__Problem details__
Check each line of the records for "screenshot"; collect those that have it.
(begin)
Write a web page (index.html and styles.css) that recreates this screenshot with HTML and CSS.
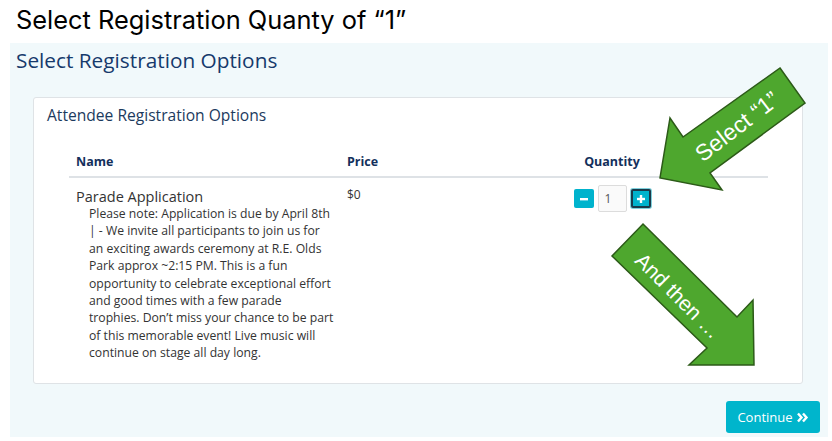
FILE: index.html
```html
<!DOCTYPE html>
<html>
<head>
<meta charset="utf-8">
<link rel="stylesheet" href="styles.css">
</head>
<body>
<h1 class="slide-title">Select Registration Quanty of “1”</h1>
<div class="panel">
  <h2 class="panel-title">Select Registration Options</h2>
  <div class="card">
    <h3 class="card-title">Attendee Registration Options</h3>
    <table class="options">
      <colgroup><col class="w-name"><col class="w-price"><col class="w-qty"></colgroup>
      <thead>
        <tr><th>Name</th><th>Price</th><th class="col-qty">Quantity</th></tr>
      </thead>
      <tbody>
        <tr>
          <td>
            <div class="item-name">Parade Application</div>
            <div class="item-desc">Please note: Application is due by April 8th | - We invite all participants to join us for an exciting awards ceremony at R.E. Olds Park approx ~2:15 PM. This is a fun opportunity to celebrate exceptional effort and good times with a few parade trophies. Don’t miss your chance to be part of this memorable event! Live music will continue on stage all day long.</div>
          </td>
          <td class="price">$0</td>
          <td>
            <div class="qty">
              <button class="qbtn"><svg width="10" height="10" viewBox="0 0 10 10"><rect x="1" y="4" width="8" height="2.4" fill="#fff"/></svg></button>
              <input class="qinput" value="1">
              <button class="qbtn focus"><svg width="10" height="10" viewBox="0 0 10 10"><rect x="1" y="3.8" width="8" height="2.4" fill="#fff"/><rect x="3.8" y="1" width="2.4" height="8" fill="#fff"/></svg></button>
            </div>
          </td>
        </tr>
      </tbody>
    </table>
  </div>
  <div class="actions">
    <button class="continue">Continue <svg width="12" height="11" viewBox="0 0 12 11"><path d="M1 1.5 L4.5 5.5 L1 9.5 M6 1.5 L9.5 5.5 L6 9.5" fill="none" stroke="#fff" stroke-width="2.4" stroke-linejoin="miter"/></svg></button>
  </div>
</div>
<svg class="callouts" width="832" height="441" viewBox="0 0 832 441">
  <polygon points="780,68 805,103 710,173 722,190 660,178 670,118 683,137" fill="#4ea72e" stroke="#2c5a18" stroke-width="1.5"/>
  <text x="0" y="0" transform="translate(738,128) rotate(-37.5)" text-anchor="middle" class="callout-text big">Select “1”</text>
  <polygon points="643,224 737,317 753,300 754,365 689,365 707,348 612,256" fill="#4ea72e" stroke="#2c5a18" stroke-width="1.5"/>
  <text x="0" y="0" transform="translate(677,297) rotate(45)" text-anchor="middle" class="callout-text">And then …</text>
</svg>
</body>
</html>
```

FILE: styles.css
```css
html, body {
  margin: 0;
  padding: 0;
  background: #ffffff;
}
body {
  position: relative;
  width: 832px;
  height: 441px;
  overflow: hidden;
  font-family: "Open Sans", "Noto Sans", sans-serif;
}
.slide-title {
  margin: 0;
  height: 43px;
  padding-left: 16px;
  box-sizing: border-box;
  font-family: Inter, "Noto Sans", sans-serif;
  font-weight: 400;
  font-size: 25.4px;
  line-height: 40px;
  color: #000;
}
.panel {
  margin-left: 10px;
  width: 818px;
  height: 394px;
  background: #f1f9fb;
  box-sizing: border-box;
  padding: 3px 0 0 6px;
  display: flex;
  flex-direction: column;
}
.panel-title {
  margin: 0;
  font-weight: 400;
  font-size: 20.8px;
  line-height: 29px;
  color: #163a6c;
}
.card {
  margin-top: 22px;
  margin-left: 17px;
  width: 770px;
  height: 287px;
  box-sizing: border-box;
  background: #fff;
  border: 1px solid #dfe3e6;
  border-radius: 3px;
  padding: 6px 0 0 13px;
}
.card-title {
  margin: 0;
  font-weight: 400;
  font-size: 15.6px;
  line-height: 22px;
  color: #1c3a5e;
}
.options {
  margin-top: 20px;
  margin-left: 22px;
  width: 699px;
  border-collapse: collapse;
  table-layout: fixed;
}
.w-name { width: 271px; }
.w-price { width: 116px; }
.w-qty { width: 312px; }
.options th {
  text-align: left;
  font-size: 12.5px;
  font-weight: 700;
  color: #13305c;
  padding: 7px 7px 6px;
  border-bottom: 2px solid #dee2e6;
}
.options th.col-qty { text-align: center; }
.options td {
  vertical-align: top;
  padding: 9px 7px 7px;
}
.item-name {
  font-size: 14.5px;
  color: #333;
  line-height: 20px;
}
.item-desc {
  padding-left: 13px;
  font-size: 12.2px;
  line-height: 17.4px;
  color: #333;
  width: 245px;
  margin-top: -2px;
}
.price {
  font-size: 12px;
  color: #333;
  line-height: 16px;
}
.qty {
  display: flex;
  align-items: center;
  justify-content: center;
  gap: 4px;
  margin-top: -2px;
}
.qbtn {
  width: 20px;
  height: 19px;
  padding: 0;
  border: none;
  border-radius: 2px;
  background: #00b3cd;
  display: flex;
  align-items: center;
  justify-content: center;
}
.qbtn.focus {
  border: 2px solid #1b3a4a;
  box-shadow: 0 0 0 1px #7fd0dc;
}
.qinput {
  width: 29px;
  height: 27px;
  box-sizing: border-box;
  border: 1px solid #dcdcdc;
  border-radius: 2px;
  background: #fafafa;
  font-family: "Open Sans", sans-serif;
  font-size: 12px;
  color: #555;
  padding: 0 0 0 6px;
}
.actions {
  display: flex;
  justify-content: flex-end;
  margin-top: 17px;
  padding-right: 8px;
}
.continue {
  width: 94px;
  height: 32px;
  border: none;
  border-radius: 3px;
  background: #00b5cc;
  color: #fff;
  font-family: "Open Sans", sans-serif;
  font-size: 13px;
  display: flex;
  align-items: center;
  justify-content: center;
  gap: 4px;
  padding: 0;
}
.callouts {
  position: absolute;
  left: 0;
  top: 0;
  pointer-events: none;
}
.callout-text {
  font-family: "Liberation Sans", Arial, sans-serif;
  font-size: 21px;
  fill: #ffffff;
  dominant-baseline: middle;
}
.callout-text.big {
  font-size: 23px;
}
```
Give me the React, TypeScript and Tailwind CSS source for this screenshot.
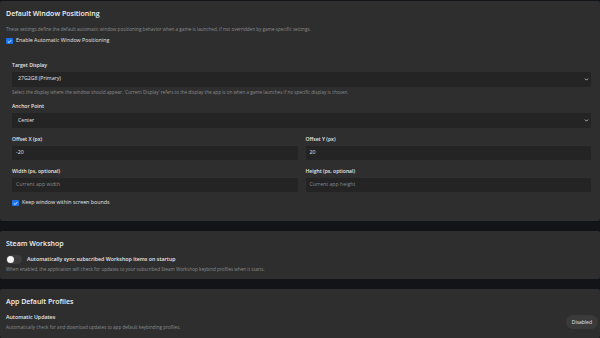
import { ChevronDown } from 'lucide-react';

const FONT = { fontFamily: '"Open Sans", "Noto Sans", sans-serif' };

function Check({ className = '' }: { className?: string }) {
  return (
    <span className={`flex h-[6.5px] w-[6.5px] shrink-0 items-center justify-center rounded-[1px] bg-[#1a73e8] ${className}`}>
      <svg viewBox="0 0 12 12" className="h-[5px] w-[5px]">
        <path d="M2.5 6.2 L5 8.6 L9.6 3.4" fill="none" stroke="#fff" strokeWidth="2" strokeLinecap="round" strokeLinejoin="round" />
      </svg>
    </span>
  );
}

function FieldLabel({ children }: { children: React.ReactNode }) {
  return <div className="text-[5.1px] font-semibold leading-[7px] text-[#e6e6e6]">{children}</div>;
}

function Select({ value }: { value: string }) {
  return (
    <div className="mt-[3px] flex h-[15px] items-center justify-between rounded-[1px] bg-[#242424] pl-[6px] pr-[2px]">
      <span className="text-[5.2px] text-[#e8e8e8]">{value}</span>
      <ChevronDown className="h-[5px] w-[5px] text-[#d8d8d8]" strokeWidth={4} />
    </div>
  );
}

function Input({ value, placeholder }: { value?: string; placeholder?: string }) {
  return (
    <div className="mt-[3px] flex h-[14.5px] items-center rounded-[1px] bg-[#242424] px-[4px]">
      {value ? (
        <span className="text-[5.2px] text-[#e8e8e8]">{value}</span>
      ) : (
        <span className="text-[5.2px] text-[#8a8a8a]">{placeholder}</span>
      )}
    </div>
  );
}

export default function App() {
  return (
    <div className="flex h-[338px] w-[600px] flex-col gap-[10px] overflow-hidden bg-[#131418] pt-[1px]" style={FONT}>
      {/* Default Window Positioning */}
      <section className="shrink-0 rounded-[2px] bg-[#2e2e2e] pb-[14px] pl-[6px] pr-[9px] pt-[8px]">
        <h2 className="text-[7px] font-semibold leading-[10px] text-[#f2f2f2]">Default Window Positioning</h2>
        <p className="mt-[6px] text-[4.6px] leading-[8px] text-[#8c8c8c]">
          These settings define the default automatic window positioning behavior when a game is launched, if not overridden by game-specific settings.
        </p>
        <div className="mt-[4px] flex h-[8px] items-center gap-[3.5px]">
          <Check />
          <span className="text-[5.3px] font-medium text-[#e6e6e6]">Enable Automatic Window Positioning</span>
        </div>

        <div className="mt-[16.5px] pl-[6px]">
          <FieldLabel>Target Display</FieldLabel>
          <Select value="27G2G8 (Primary)" />
          <p className="mt-[2.5px] text-[4.6px] leading-[7px] text-[#8c8c8c]">
            Select the display where the window should appear. 'Current Display' refers to the display the app is on when a game launches if no specific display is chosen.
          </p>
          <div className="mt-[7px]">
            <FieldLabel>Anchor Point</FieldLabel>
            <Select value="Center" />
          </div>

          <div className="mt-[7.5px] grid grid-cols-2 gap-x-[8px] gap-y-[7.5px]">
            <div>
              <FieldLabel>Offset X (px)</FieldLabel>
              <Input value="-20" />
            </div>
            <div>
              <FieldLabel>Offset Y (px)</FieldLabel>
              <Input value="20" />
            </div>
            <div>
              <FieldLabel>Width (ps, optional)</FieldLabel>
              <Input placeholder="Current app width" />
            </div>
            <div>
              <FieldLabel>Height (ps, optional)</FieldLabel>
              <Input placeholder="Current app height" />
            </div>
          </div>

          <div className="mt-[7px] flex h-[8px] items-center gap-[3.5px]">
            <Check />
            <span className="text-[5.3px] font-medium text-[#e6e6e6]">Keep window within screen bounds</span>
          </div>
        </div>
      </section>

      {/* Steam Workshop */}
      <section className="shrink-0 rounded-[2px] bg-[#2e2e2e] pb-[6px] pl-[6px] pr-[3px] pt-[8px]">
        <h2 className="text-[7px] font-semibold leading-[10px] text-[#f2f2f2]">Steam Workshop</h2>
        <div className="mt-[6px] flex h-[9px] items-center gap-[5px]">
          <span className="flex h-[9px] w-[16px] items-center rounded-full bg-[#3d3d3d] px-[1px]">
            <span className="h-[7px] w-[7px] rounded-full bg-[#f4f4f4]" />
          </span>
          <span className="text-[5.3px] font-semibold text-[#e6e6e6]">Automatically sync subscribed Workshop items on startup</span>
        </div>
        <p className="mt-[2px] text-[4.6px] leading-[7px] text-[#8c8c8c]">
          When enabled, the application will check for updates to your subscribed Steam Workshop keybind profiles when it starts.
        </p>
      </section>

      {/* App Default Profiles */}
      <section className="flex-1 rounded-[2px] bg-[#2e2e2e] pl-[6px] pr-[2px] pt-[8px]">
        <h2 className="text-[7px] font-semibold leading-[10px] text-[#f2f2f2]">App Default Profiles</h2>
        <div className="mt-[7px] flex items-center justify-between">
          <div>
            <div className="text-[5.3px] font-semibold leading-[7px] text-[#e6e6e6]">Automatic Updates</div>
            <p className="mt-[2.5px] text-[4.6px] leading-[7px] text-[#8c8c8c]">
              Automatically check for and download updates to app default keybinding profiles.
            </p>
          </div>
          <span className="flex h-[14px] items-center rounded-full bg-[#3a3a3a] px-[6px] text-[5px] font-medium text-[#e6e6e6]">
            Disabled
          </span>
        </div>
      </section>
    </div>
  );
}
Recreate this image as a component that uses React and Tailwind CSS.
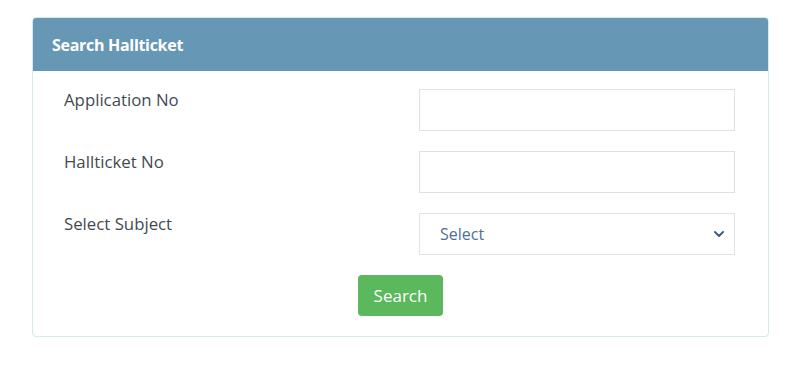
import { ChevronDown } from 'lucide-react'

const fields = [
  { label: 'Application No', type: 'text' },
  { label: 'Hallticket No', type: 'text' },
  { label: 'Select Subject', type: 'select' },
]

const App = () => {
  return (
    <div className="w-[802px] h-[372px] bg-white pt-[17px] pl-[32px] font-['Open_Sans',sans-serif]">
      <div className="w-[737px] border border-[#d3e9ed] rounded-[4px] overflow-hidden">
        <div className="h-[53px] bg-[#6697b4] flex items-center px-[19px]">
          <h2 className="text-white font-bold text-[16px] tracking-[-0.3px]">Search Hallticket</h2>
        </div>

        <div className="px-[31px] pt-[18px] pb-[20px]">
          <div className="flex flex-col gap-[20px]">
            {fields.map((field) => (
              <div key={field.label} className="flex items-start">
                <label className="w-[355px] text-[16.8px] text-[#3f4a52] leading-[22px]">
                  {field.label}
                </label>
                {field.type === 'select' ? (
                  <div className="w-[316px] h-[42px] border border-[#dde4ea] flex items-center justify-between pl-[20px] pr-[7px]">
                    <span className="text-[16px] text-[#4f6f97]">Select</span>
                    <ChevronDown size={16} strokeWidth={3} className="text-[#3c5f8a]" />
                  </div>
                ) : (
                  <input
                    type="text"
                    className="w-[316px] h-[42px] border border-[#dde2e8] outline-none px-3"
                  />
                )}
              </div>
            ))}
          </div>

          <div className="flex justify-center mt-[20px]">
            <button className="w-[85px] h-[41px] bg-[#5cb85c] rounded-[4px] text-white text-[17px]">
              Search
            </button>
          </div>
        </div>
      </div>
    </div>
  )
}

export default App
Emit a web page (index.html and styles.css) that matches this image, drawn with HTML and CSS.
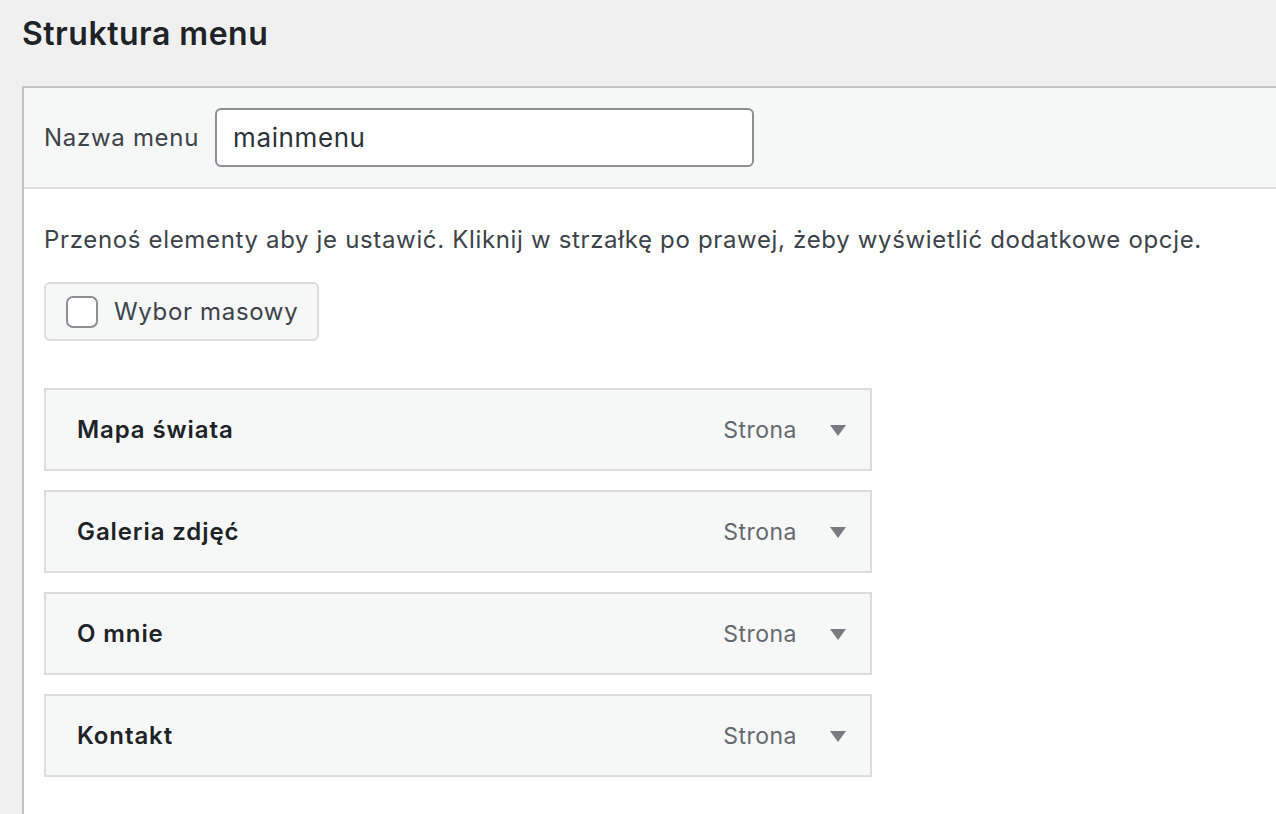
FILE: index.html
```html
<!DOCTYPE html>
<html lang="pl">
<head>
<meta charset="utf-8">
<title>Struktura menu</title>
<link rel="stylesheet" href="styles.css">
</head>
<body>
<h2 class="page-title">Struktura menu</h2>
<div class="panel">
  <div class="panel-header">
    <label class="name-label" for="menu-name">Nazwa menu</label>
    <input class="name-input" id="menu-name" type="text" value="mainmenu">
  </div>
  <div class="panel-body">
    <p class="hint">Przenoś elementy aby je ustawić. Kliknij w strzałkę po prawej, żeby wyświetlić dodatkowe opcje.</p>
    <label class="bulk-btn"><span class="checkbox"></span><span class="bulk-text">Wybor masowy</span></label>
    <ul class="menu-list">
      <li class="menu-item"><span class="item-title">Mapa świata</span><span class="item-type">Strona</span><span class="arrow"></span></li>
      <li class="menu-item"><span class="item-title">Galeria zdjęć</span><span class="item-type">Strona</span><span class="arrow"></span></li>
      <li class="menu-item"><span class="item-title">O mnie</span><span class="item-type">Strona</span><span class="arrow"></span></li>
      <li class="menu-item"><span class="item-title">Kontakt</span><span class="item-type">Strona</span><span class="arrow"></span></li>
    </ul>
  </div>
</div>
</body>
</html>
```
FILE: styles.css
```css
html, body {
  margin: 0;
  padding: 0;
  background: #f0f0f1;
  font-family: Inter, "Noto Sans", "Liberation Sans", sans-serif;
  color: #3c434a;
  overflow: hidden;
}
.page-title {
  margin: 0;
  padding: 14px 0 0 22px;
  height: 86px;
  box-sizing: border-box;
  font-size: 32px;
  font-weight: 600;
  letter-spacing: 0.5px;
  line-height: 40px;
  color: #1d2327;
}
.panel {
  margin-left: 22px;
  margin-right: -10px;
  border-top: 2px solid #c3c4c7;
  border-left: 2px solid #c3c4c7;
  background: #fff;
  height: 760px;
}
.panel-header {
  display: flex;
  align-items: center;
  gap: 16px;
  height: 99px;
  padding-left: 20px;
  background: #f6f7f7;
  border-bottom: 2px solid #dcdcde;
}
.name-label {
  font-size: 24px;
  letter-spacing: 0.7px;
  color: #3c434a;
}
.name-input {
  width: 539px;
  height: 59px;
  box-sizing: border-box;
  border: 2px solid #8c8f94;
  border-radius: 6px;
  padding: 0 16px;
  font-family: inherit;
  font-size: 26px;
  letter-spacing: 0.6px;
  color: #2c3338;
  background: #fff;
  outline: none;
}
.panel-body {
  padding: 20px 20px 0 20px;
}
.hint {
  margin: 0;
  height: 61px;
  line-height: 61px;
  font-size: 24px;
  letter-spacing: 0.66px;
  color: #3c434a;
  white-space: nowrap;
}
.bulk-btn {
  margin-top: 12px;
  display: flex;
  align-items: center;
  gap: 16px;
  width: 275px;
  height: 59px;
  box-sizing: border-box;
  padding-left: 20px;
  background: #f6f7f7;
  border: 2px solid #dcdcde;
  border-radius: 6px;
}
.checkbox {
  width: 32px;
  height: 32px;
  box-sizing: border-box;
  border: 2px solid #8c8f94;
  border-radius: 7px;
  background: #fff;
}
.bulk-text {
  font-size: 24px;
  letter-spacing: 0.66px;
  color: #3c434a;
}
.menu-list {
  list-style: none;
  margin: 47px 0 0 0;
  padding: 0;
  display: flex;
  flex-direction: column;
  gap: 19px;
}
.menu-item {
  display: flex;
  align-items: center;
  width: 828px;
  height: 83px;
  box-sizing: border-box;
  padding: 0 24px 0 31px;
  background: #f6f7f7;
  border: 2px solid #dcdcde;
}
.item-title {
  flex: 1;
  font-size: 24px;
  font-weight: 600;
  letter-spacing: 0.9px;
  color: #1d2327;
}
.item-type {
  font-size: 23px;
  letter-spacing: 0.5px;
  color: #646970;
  margin-right: 33px;
}
.arrow {
  width: 0;
  height: 0;
  border-left: 8px solid transparent;
  border-right: 8px solid transparent;
  border-top: 11px solid #787c82;
  margin-top: 2px;
}
```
(end)
__Correct output__
Write a web page (index.html and styles.css) that recreates this screenshot with HTML and CSS.
Give me the React, TypeScript and Tailwind CSS source for this screenshot.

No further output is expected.